Ian Gilzean

Personal information
- Full name: Ian Roger Gilzean
- Date of birth: 10 December 1969 (age 55)
- Place of birth: Enfield, England
- Position(s): Striker

Youth career
- Tottenham Hotspur

Senior career*
- Years: Team / Apps / (Gls)
- 1992–1993: Dundee / 24 / (5)
- 1993: → Doncaster Rovers (loan) / 3 / (0)
- 1993–1994: Northampton Town / 33 / (10)
- 1994–1995: Ayr United / 23 / (3)
- 1995–1997: Sligo Rovers / 41 / (15)
- 1997: Drogheda United / 4 / (0)
- 1997–1999: St Patrick's Athletic / 60 / (27)
- 1999–2000: Glentoran / 30 / (8)
- 2000–2001: Shelbourne / 1 / (0)
- 2000–2001: Sligo Rovers / ? / (9)
- 2001–2002: Elgin City / 34 / (12)
- 2002–2003: Montrose / 14 / (0)

= Ian Gilzean =

Scottish footballer

Ian Roger Gilzean (born 10 December 1969) is a Scottish former professional footballer who played as a striker. Active in England, Scotland, and Ireland, Gilzean made over 250 career appearances, scoring nearly 100 goals. He is the son of Scottish international player Alan Gilzean.

==Career==
Born in Enfield, England, Gilzean began his career with the youth team of English team Tottenham Hotspur, before making his professional debut with Scottish team Dundee. Later on in his career, Gilzean played in England for Doncaster Rovers and Northampton Town, in Scotland for Ayr United, Elgin City and Montrose, and in Ireland for Sligo Rovers, Drogheda United, St Patrick's Athletic and in Northern Ireland for Glentoran.
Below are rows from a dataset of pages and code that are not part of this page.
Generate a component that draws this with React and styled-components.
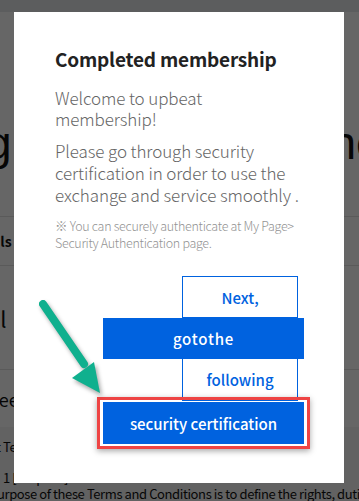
import React from "react";
import styled, { createGlobalStyle } from "styled-components";

const Global = createGlobalStyle`
  html, body { margin: 0; padding: 0; background: #fff; }
  body { font-family: "Noto Sans CJK KR", "Noto Sans", sans-serif; overflow: hidden; }
  * { box-sizing: border-box; }
`;

const Page = styled.div`
  width: 359px;
  height: 501px;
  position: relative;
  overflow: hidden;
  background: #fff;
  color: #111;
`;

const Header = styled.div`
  height: 12px;
  background: #e7e8ec;
`;

const Heading = styled.div`
  display: flex;
  justify-content: space-between;
  padding-top: 108px;
  font-family: "Liberation Sans", sans-serif;
  font-size: 46px;
  line-height: 46px;
  height: 204px;
  overflow: hidden;
`;

const HeadLeft = styled.span`
  margin-left: -14px;
`;
const HeadRight = styled.span`
  margin-right: -20px;
`;

const Row = styled.div`
  height: ${(p) => p.$h}px;
  border-top: 1px solid ${(p) => p.$line || "transparent"};
  display: flex;
  align-items: center;
  font-size: ${(p) => p.$fs}px;
  font-weight: ${(p) => p.$fw || 400};
  white-space: nowrap;
`;

const Clip = styled.span`
  margin-left: ${(p) => p.$ml}px;
`;

const Terms = styled.div`
  background: #f4f4f4;
  font-size: 13px;
  line-height: 16px;
  padding-top: 12px;
  letter-spacing: -0.4px;
  white-space: nowrap;
  color: #111;
`;

const TermsLine = styled.div`
  margin-left: ${(p) => p.$ml}px;
  margin-bottom: ${(p) => p.$mb || 0}px;
`;

const Overlay = styled.div`
  position: absolute;
  inset: 0;
  background: rgba(0, 0, 0, 0.6);
  padding: 12px 15px 18px 14px;
`;

const Modal = styled.div`
  background: #fff;
  width: 330px;
  height: 471px;
  padding: 33px 40px 0 41px;
  position: relative;
`;

const Title = styled.h2`
  margin: 0 0 14px;
  font-size: 19px;
  line-height: 28px;
  font-weight: 700;
  color: #222;
  letter-spacing: -0.2px;
`;

const Para = styled.p`
  margin: 0 0 ${(p) => p.$mb}px;
  font-size: 17px;
  line-height: ${(p) => p.$lh}px;
  font-weight: 300;
  color: #666;
  letter-spacing: -0.1px;
`;

const Note = styled.p`
  margin: 0;
  font-size: 12.5px;
  line-height: 17px;
  font-weight: 300;
  color: #939393;
  letter-spacing: -0.3px;
`;

const Buttons = styled.div`
  margin-top: 25px;
  display: flex;
  flex-direction: column;
  align-items: flex-start;
`;

const Btn = styled.div`
  margin-left: ${(p) => p.$ml}px;
  width: ${(p) => p.$w}px;
  height: ${(p) => p.$h}px;
  display: flex;
  align-items: center;
  justify-content: center;
  font-size: 15px;
  font-weight: 500;
  letter-spacing: ${(p) => p.$ls || 0}px;
  background: ${(p) => (p.$solid ? "#0062df" : "#fff")};
  color: ${(p) => (p.$solid ? "#fff" : "#0062df")};
  border: ${(p) => (p.$solid ? "none" : "1px solid #0062df")};
  border-top: ${(p) => (p.$noTop ? "none" : p.$solid ? "none" : "1px solid #0062df")};
`;

const Highlight = styled.div`
  margin-left: 42px;
  margin-top: -4px;
  border: 3px solid #ee4444;
  padding: 2px 3px;
  box-shadow: 0 2px 6px rgba(0, 0, 0, 0.35);
`;

const Arrow = styled.svg`
  position: absolute;
  left: 14px;
  top: 288px;
  overflow: visible;
  filter: drop-shadow(2px 3px 2px rgba(0, 0, 0, 0.35));
`;

export default function App() {
  return (
    <>
      <Global />
      <Page>
        <Header />
        <Heading>
          <HeadLeft>g</HeadLeft>
          <HeadRight>nc</HeadRight>
        </Heading>
        <Row $h={49} $line="#e2e2e2" $fs={14} $fw={700}>
          <Clip $ml={-8}>als</Clip>
        </Row>
        <Row $h={104} $line="#e2e2e2" $fs={22}>
          <Clip $ml={-6}>ll</Clip>
        </Row>
        <Row $h={58} $line="#e2e2e2" $fs={18}>
          <Clip $ml={-8}>ree</Clip>
        </Row>
        <Terms>
          <TermsLine $ml={-4} $mb={15}>t Terms</TermsLine>
          <TermsLine $ml={3}>1 [Purpose]</TermsLine>
          <TermsLine $ml={-3}>urpose of these Terms and Conditions is to define the rights, duties, responsibilities</TermsLine>
        </Terms>
        <Overlay>
          <Modal>
            <Title>Completed membership</Title>
            <Para $mb={11} $lh={21}>Welcome to upbeat membership!</Para>
            <Para $mb={11} $lh={22}>
              Please go through security certification in order to use the exchange and service smoothly .
            </Para>
            <Note>※ You can securely authenticate at My Page&gt; Security Authentication page.</Note>
            <Buttons>
              <Btn $ml={127} $w={116} $h={42}>Next,</Btn>
              <Btn $ml={48} $w={201} $h={41} $ls={0.8} $solid>gotothe</Btn>
              <Btn $ml={127} $w={116} $h={42} $noTop>following</Btn>
              <Highlight>
                <Btn $ml={0} $w={201} $h={42} $solid>security certification</Btn>
              </Highlight>
            </Buttons>
          </Modal>
          <Arrow width="100" height="110" viewBox="0 0 100 110">
            <path d="M29 16 L70 76" stroke="#10b08e" strokeWidth="8" strokeLinecap="round" fill="none" />
            <path d="M58 90 L80 74 L86 105 Z" fill="#10b08e" />
          </Arrow>
        </Overlay>
      </Page>
    </>
  );
}
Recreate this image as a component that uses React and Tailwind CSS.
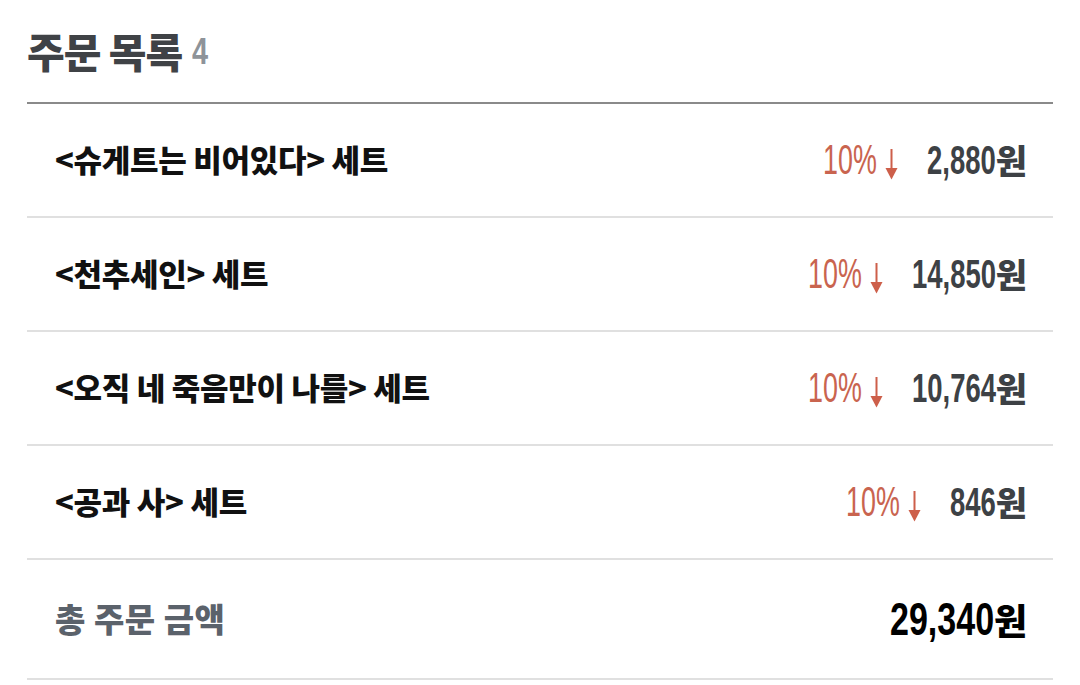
const orders = [
  { title: '<슈게트는 비어있다> 세트', rate: '10%', price: '2,880' },
  { title: '<천추세인> 세트', rate: '10%', price: '14,850' },
  { title: '<오직 네 죽음만이 나를> 세트', rate: '10%', price: '10,764' },
  { title: '<공과 사> 세트', rate: '10%', price: '846' },
];

// Arial / Liberation Sans advance widths, em units
const ADV = { ',': 0.278, '%': 0.889 };
const textWidth = (s, size, scale) =>
  [...s].reduce((sum, c) => sum + (ADV[c] ?? 0.556), 0) * size * scale;

const Narrow = ({ text, size, scale, className }) => (
  <span className="inline-block overflow-visible whitespace-nowrap" style={{ width: textWidth(text, size, scale) }}>
    <span className={`inline-block origin-left font-['Liberation_Sans',Arial,sans-serif] ${className}`}>{text}</span>
  </span>
);

const ArrowDown = () => (
  <svg width="13" height="31" viewBox="0 0 13 31" className="block">
    <rect x="5.5" y="0" width="2" height="21" fill="#cd5f4a" />
    <path d="M0.5 19 L12.5 19 L6.5 30.5 Z" fill="#cd5f4a" />
  </svg>
);

const Row = ({ title, rate, price }) => (
  <div className="flex h-[114px] items-center justify-between border-b-2 border-[#e0e0e0] pl-7 pr-[26px]">
    <span className="mb-[3px] text-[31px] font-black leading-none tracking-[-0.3px] text-[#111111]">{title}</span>
    <div className="flex items-end leading-none">
      <Narrow text={rate} size={42} scale={0.64} className="text-[42px] font-normal text-[#c9644f] scale-x-[0.64]" />
      <span className="mb-[1px] ml-2">
        <ArrowDown />
      </span>
      <span className="ml-[29px] flex items-baseline">
        <Narrow text={price} size={41} scale={0.67} className="text-[41px] font-bold text-[#3d4145] scale-x-[0.67]" />
        <span className="text-[34px] font-black text-[#3d4145]">원</span>
      </span>
    </div>
  </div>
);

const App = () => (
  <div className="h-[685px] w-[1080px] overflow-hidden bg-white font-['Noto_Sans_CJK_KR','Noto_Sans',sans-serif]">
    <div className="ml-[27px] w-[1026px]">
      <div className="flex h-[104px] items-center border-b-2 border-[#8a8a8a] pb-[2px]">
        <span className="text-[41px] font-black leading-none tracking-[-1px] text-[#3f4246]">주문 목록</span>
        <span className="ml-[10px] mt-[3px] leading-none">
          <Narrow text="4" size={37} scale={0.78} className="text-[37px] font-bold text-[#8e9399] scale-x-[0.78]" />
        </span>
      </div>
      {orders.map((o) => (
        <Row key={o.title} {...o} />
      ))}
      <div className="flex h-[120px] items-center justify-between border-b-2 border-[#e0e0e0] pl-7 pr-[26px]">
        <span className="mb-[2px] text-[33px] font-black leading-none tracking-[0.5px] text-[#5b626b]">총 주문 금액</span>
        <span className="flex items-baseline leading-none">
          <Narrow text="29,340" size={46} scale={0.74} className="text-[46px] font-bold text-black scale-x-[0.74]" />
          <span className="text-[36px] font-black text-black">원</span>
        </span>
      </div>
    </div>
  </div>
);

export default App;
Gilzean signed for Sligo Rovers on a three-year deal in July 1995 and scored on his League of Ireland debut on the opening day of the 1995–96 League of Ireland season. In September 1997 he joined Drogheda United but after only 4 appearances he moved to St Patrick's Athletic, where he scored a hat trick on his debut at Sligo Rovers.

He played twice against Celtic in the 1998–99 UEFA Champions League qualifying round. Days after the disappointment of losing to Celtic, St Pats were involved in a four-team tournament at Lansdowne Road. The Carlsberg Trophy pitted them against Liverpool and Lazio where Gilzean scored a consolation goal as a tired St Pats lost 4–1.

In October 1999, Gilzean moved to Glentoran. Gilzean scored the winning goal in the 2000 Irish Cup Final.